** start of Source data **

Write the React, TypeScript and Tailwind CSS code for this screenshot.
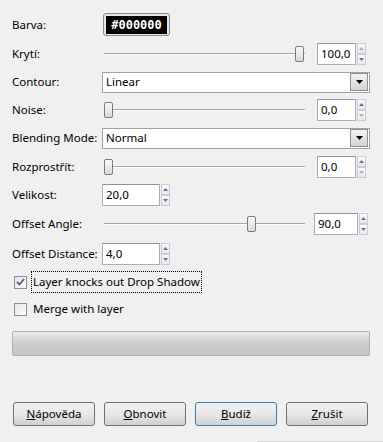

** end of Source data **
** start of Source data **

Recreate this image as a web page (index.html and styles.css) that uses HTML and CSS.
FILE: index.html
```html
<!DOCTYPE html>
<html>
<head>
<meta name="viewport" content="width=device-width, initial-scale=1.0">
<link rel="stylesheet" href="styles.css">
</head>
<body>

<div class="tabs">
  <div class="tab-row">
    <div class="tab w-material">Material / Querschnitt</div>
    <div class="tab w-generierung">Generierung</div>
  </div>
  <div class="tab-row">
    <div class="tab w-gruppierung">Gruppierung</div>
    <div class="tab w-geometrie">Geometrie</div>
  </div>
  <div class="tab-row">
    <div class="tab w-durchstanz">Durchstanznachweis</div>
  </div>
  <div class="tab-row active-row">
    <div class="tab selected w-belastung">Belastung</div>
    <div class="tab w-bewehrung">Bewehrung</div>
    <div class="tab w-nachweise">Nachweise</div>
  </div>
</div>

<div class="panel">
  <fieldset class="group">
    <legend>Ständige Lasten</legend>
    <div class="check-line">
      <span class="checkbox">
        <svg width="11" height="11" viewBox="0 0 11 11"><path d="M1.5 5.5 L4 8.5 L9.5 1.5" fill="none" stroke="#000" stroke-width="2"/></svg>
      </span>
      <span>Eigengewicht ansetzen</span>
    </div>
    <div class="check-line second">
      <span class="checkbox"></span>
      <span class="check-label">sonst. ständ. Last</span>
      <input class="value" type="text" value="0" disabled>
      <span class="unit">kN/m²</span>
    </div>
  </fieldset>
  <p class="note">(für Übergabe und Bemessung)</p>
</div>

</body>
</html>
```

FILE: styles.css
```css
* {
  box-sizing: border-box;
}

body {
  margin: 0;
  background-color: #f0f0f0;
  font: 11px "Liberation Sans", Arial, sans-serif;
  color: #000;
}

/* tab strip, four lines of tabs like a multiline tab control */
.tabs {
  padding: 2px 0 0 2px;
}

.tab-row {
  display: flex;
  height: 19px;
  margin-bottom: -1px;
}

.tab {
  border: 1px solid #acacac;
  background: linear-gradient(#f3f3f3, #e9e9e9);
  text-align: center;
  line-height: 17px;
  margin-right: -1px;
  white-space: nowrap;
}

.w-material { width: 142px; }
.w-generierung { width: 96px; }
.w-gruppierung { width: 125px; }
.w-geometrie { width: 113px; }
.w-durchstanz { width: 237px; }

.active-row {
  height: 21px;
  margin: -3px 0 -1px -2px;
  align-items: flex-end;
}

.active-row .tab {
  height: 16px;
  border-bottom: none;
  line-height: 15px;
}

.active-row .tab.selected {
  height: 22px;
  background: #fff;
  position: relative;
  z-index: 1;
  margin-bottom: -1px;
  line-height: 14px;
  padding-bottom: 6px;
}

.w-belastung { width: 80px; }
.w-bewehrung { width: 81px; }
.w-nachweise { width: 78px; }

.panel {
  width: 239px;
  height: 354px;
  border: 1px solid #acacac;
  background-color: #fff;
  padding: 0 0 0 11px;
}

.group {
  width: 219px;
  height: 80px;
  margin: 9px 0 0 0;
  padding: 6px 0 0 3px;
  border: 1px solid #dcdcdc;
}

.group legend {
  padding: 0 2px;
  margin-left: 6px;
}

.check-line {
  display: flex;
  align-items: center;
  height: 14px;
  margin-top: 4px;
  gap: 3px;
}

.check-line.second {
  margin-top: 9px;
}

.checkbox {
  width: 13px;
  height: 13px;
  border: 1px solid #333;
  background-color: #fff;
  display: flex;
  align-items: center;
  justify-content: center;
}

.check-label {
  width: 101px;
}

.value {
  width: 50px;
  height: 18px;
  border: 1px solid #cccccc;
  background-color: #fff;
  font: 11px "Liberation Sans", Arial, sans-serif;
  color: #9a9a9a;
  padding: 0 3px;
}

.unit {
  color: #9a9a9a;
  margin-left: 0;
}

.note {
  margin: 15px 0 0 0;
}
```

** end of Source data **

Report each line in the preceding entries that holds the string "this".

*Result below*
Write the React, TypeScript and Tailwind CSS code for this screenshot.
Recreate this image as a web page (index.html and styles.css) that uses HTML and CSS.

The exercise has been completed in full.